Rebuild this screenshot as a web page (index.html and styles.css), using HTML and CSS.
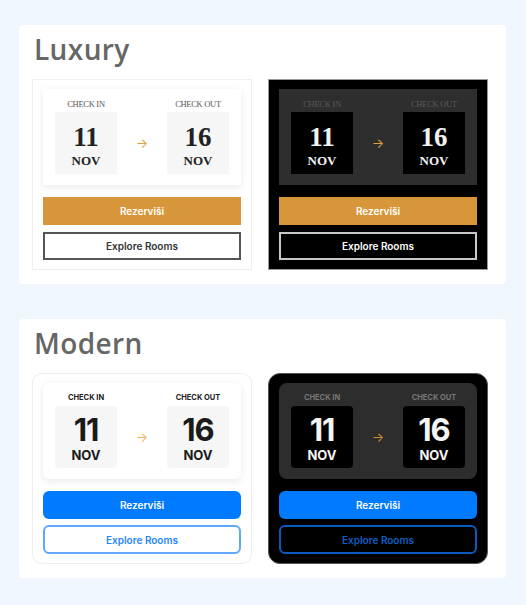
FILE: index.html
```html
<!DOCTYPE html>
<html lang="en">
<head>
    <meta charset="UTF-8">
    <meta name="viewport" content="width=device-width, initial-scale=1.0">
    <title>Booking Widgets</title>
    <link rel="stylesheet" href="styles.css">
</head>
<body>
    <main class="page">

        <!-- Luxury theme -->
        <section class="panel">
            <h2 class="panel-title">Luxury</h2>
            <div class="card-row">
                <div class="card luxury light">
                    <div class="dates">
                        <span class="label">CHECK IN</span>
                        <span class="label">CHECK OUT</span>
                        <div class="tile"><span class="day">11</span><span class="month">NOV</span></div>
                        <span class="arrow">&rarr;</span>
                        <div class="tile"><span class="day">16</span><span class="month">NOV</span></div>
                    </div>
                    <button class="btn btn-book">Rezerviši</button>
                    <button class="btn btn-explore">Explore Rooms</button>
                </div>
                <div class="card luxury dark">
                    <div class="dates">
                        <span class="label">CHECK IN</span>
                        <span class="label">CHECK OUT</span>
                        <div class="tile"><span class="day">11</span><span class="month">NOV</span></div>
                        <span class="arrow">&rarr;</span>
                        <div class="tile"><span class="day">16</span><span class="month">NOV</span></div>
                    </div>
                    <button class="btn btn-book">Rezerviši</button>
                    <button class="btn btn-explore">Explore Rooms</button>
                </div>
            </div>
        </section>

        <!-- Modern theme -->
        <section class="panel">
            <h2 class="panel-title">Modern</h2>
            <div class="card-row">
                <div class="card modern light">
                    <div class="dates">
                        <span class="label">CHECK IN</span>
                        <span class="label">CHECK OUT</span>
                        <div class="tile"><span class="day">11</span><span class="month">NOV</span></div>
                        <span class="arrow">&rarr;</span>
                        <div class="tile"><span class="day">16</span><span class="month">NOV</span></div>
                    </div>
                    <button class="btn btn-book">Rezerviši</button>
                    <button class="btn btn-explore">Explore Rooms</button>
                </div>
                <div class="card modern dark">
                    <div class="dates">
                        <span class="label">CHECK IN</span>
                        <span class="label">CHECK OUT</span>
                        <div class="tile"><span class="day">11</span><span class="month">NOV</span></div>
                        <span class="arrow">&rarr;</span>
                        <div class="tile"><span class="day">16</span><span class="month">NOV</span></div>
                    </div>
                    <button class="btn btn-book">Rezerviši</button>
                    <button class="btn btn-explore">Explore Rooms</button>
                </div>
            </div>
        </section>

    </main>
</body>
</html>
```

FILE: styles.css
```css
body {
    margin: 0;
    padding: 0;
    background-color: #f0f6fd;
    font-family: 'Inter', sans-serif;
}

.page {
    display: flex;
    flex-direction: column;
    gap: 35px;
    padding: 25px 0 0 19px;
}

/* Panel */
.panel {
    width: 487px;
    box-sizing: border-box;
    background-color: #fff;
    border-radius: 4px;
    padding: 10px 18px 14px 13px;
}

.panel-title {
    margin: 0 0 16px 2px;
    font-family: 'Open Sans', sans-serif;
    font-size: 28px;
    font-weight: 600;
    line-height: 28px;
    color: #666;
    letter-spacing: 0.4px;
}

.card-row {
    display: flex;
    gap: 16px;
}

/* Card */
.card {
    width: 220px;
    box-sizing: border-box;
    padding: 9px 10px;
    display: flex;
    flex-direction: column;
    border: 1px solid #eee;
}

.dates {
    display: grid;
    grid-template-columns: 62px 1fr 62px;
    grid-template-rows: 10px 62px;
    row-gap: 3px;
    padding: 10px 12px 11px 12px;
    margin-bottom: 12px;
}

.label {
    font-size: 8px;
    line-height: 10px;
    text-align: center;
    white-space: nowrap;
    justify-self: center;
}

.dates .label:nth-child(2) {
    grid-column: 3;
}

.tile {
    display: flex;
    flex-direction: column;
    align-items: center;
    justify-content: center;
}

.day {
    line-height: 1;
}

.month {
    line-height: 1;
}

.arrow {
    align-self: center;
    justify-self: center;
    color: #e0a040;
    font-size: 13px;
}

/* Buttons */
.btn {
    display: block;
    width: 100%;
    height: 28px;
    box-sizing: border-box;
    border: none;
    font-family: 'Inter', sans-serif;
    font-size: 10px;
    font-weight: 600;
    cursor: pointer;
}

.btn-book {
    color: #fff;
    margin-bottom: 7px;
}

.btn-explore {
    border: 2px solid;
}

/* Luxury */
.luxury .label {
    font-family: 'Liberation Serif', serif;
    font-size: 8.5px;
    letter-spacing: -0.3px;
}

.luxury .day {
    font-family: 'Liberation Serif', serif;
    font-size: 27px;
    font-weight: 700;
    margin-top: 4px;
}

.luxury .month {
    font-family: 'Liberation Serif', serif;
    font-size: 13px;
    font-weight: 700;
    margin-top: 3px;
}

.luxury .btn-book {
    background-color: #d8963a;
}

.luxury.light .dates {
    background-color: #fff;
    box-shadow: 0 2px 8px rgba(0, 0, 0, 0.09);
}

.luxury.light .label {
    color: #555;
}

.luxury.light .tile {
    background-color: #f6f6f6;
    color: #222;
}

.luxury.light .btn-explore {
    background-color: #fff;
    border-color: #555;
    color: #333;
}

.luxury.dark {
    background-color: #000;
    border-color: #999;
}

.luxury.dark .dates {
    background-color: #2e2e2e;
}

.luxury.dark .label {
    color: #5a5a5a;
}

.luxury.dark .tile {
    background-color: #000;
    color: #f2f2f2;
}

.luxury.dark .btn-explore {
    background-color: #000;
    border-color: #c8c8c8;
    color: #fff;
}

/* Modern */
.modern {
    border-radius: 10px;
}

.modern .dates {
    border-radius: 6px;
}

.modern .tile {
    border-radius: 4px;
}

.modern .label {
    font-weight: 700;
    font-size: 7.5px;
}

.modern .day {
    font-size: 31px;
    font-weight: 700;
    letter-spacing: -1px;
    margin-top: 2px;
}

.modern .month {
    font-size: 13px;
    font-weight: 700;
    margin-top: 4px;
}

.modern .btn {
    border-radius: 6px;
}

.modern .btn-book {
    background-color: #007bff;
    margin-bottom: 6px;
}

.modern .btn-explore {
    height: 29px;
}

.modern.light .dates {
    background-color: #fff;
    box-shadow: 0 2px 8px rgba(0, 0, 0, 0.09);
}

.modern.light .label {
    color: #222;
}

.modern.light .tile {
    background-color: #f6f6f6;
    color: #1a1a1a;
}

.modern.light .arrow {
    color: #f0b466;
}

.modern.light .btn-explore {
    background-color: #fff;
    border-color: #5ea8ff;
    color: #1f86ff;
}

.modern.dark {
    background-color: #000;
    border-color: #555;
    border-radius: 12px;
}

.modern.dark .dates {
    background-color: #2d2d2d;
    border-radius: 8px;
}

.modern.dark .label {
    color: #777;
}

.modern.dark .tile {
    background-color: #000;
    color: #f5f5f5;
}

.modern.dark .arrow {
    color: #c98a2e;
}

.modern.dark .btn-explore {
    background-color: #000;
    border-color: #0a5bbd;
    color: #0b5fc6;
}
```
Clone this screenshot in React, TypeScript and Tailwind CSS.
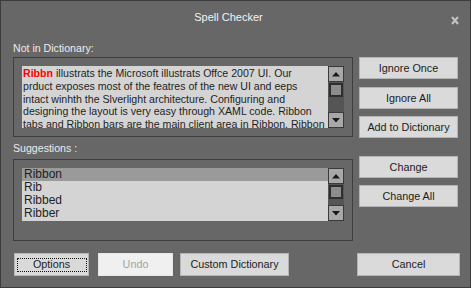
+++
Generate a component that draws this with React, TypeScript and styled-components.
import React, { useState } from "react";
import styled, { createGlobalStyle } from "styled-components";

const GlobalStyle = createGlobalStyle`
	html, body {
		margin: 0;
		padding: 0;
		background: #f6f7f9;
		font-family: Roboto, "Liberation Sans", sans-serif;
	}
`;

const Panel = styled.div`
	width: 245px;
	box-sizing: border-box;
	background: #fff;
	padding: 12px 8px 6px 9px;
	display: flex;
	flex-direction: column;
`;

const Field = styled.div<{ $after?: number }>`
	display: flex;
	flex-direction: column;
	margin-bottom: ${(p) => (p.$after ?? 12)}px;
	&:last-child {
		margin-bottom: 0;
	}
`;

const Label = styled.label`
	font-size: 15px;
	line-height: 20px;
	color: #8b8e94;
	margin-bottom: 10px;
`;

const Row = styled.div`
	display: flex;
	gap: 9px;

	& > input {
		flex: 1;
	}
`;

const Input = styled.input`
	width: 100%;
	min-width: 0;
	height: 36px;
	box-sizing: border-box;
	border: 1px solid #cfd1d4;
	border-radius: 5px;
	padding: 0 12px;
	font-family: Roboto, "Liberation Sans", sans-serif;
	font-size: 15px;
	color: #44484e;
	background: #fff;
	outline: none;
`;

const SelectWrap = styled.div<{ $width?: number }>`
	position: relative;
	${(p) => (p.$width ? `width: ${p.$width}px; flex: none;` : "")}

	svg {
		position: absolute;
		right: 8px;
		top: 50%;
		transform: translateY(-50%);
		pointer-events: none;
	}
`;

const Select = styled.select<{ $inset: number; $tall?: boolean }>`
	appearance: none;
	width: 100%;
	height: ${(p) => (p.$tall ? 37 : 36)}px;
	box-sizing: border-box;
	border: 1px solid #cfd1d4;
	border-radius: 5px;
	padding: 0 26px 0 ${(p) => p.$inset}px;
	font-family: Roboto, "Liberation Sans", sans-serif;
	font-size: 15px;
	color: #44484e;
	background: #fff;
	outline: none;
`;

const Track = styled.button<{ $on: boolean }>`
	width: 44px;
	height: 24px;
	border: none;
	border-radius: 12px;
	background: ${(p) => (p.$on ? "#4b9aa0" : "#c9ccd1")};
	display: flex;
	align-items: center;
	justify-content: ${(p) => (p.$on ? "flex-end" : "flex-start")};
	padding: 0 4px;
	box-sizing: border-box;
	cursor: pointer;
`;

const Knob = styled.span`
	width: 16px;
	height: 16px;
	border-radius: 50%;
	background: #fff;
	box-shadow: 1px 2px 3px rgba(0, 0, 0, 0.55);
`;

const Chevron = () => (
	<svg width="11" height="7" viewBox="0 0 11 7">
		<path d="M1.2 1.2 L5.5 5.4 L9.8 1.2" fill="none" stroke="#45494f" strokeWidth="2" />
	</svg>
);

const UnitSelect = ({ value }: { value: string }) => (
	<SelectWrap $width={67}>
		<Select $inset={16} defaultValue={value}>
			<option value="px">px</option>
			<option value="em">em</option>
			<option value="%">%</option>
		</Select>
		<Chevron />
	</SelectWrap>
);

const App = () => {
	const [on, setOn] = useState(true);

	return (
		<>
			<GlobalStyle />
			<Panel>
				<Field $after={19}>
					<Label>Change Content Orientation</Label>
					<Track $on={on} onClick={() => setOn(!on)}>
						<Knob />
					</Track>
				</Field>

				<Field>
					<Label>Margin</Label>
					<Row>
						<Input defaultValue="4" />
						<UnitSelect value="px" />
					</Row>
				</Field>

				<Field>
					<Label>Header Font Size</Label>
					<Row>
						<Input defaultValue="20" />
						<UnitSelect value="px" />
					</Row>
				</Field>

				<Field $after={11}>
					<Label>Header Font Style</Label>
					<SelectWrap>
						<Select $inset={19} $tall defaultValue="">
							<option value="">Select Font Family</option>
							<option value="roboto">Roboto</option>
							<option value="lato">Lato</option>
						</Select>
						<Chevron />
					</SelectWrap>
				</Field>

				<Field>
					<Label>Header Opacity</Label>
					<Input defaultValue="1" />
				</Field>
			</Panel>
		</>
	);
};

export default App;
+++
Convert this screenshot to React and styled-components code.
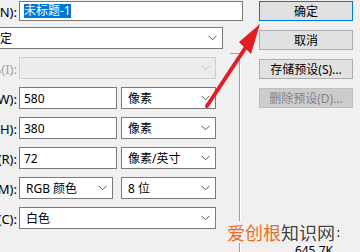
+++
**PROBLEM TO WORK ON:**
Your answer should be a single number: the count of lines holding the word "styles".

**EXERCISE SOLUTION:**
3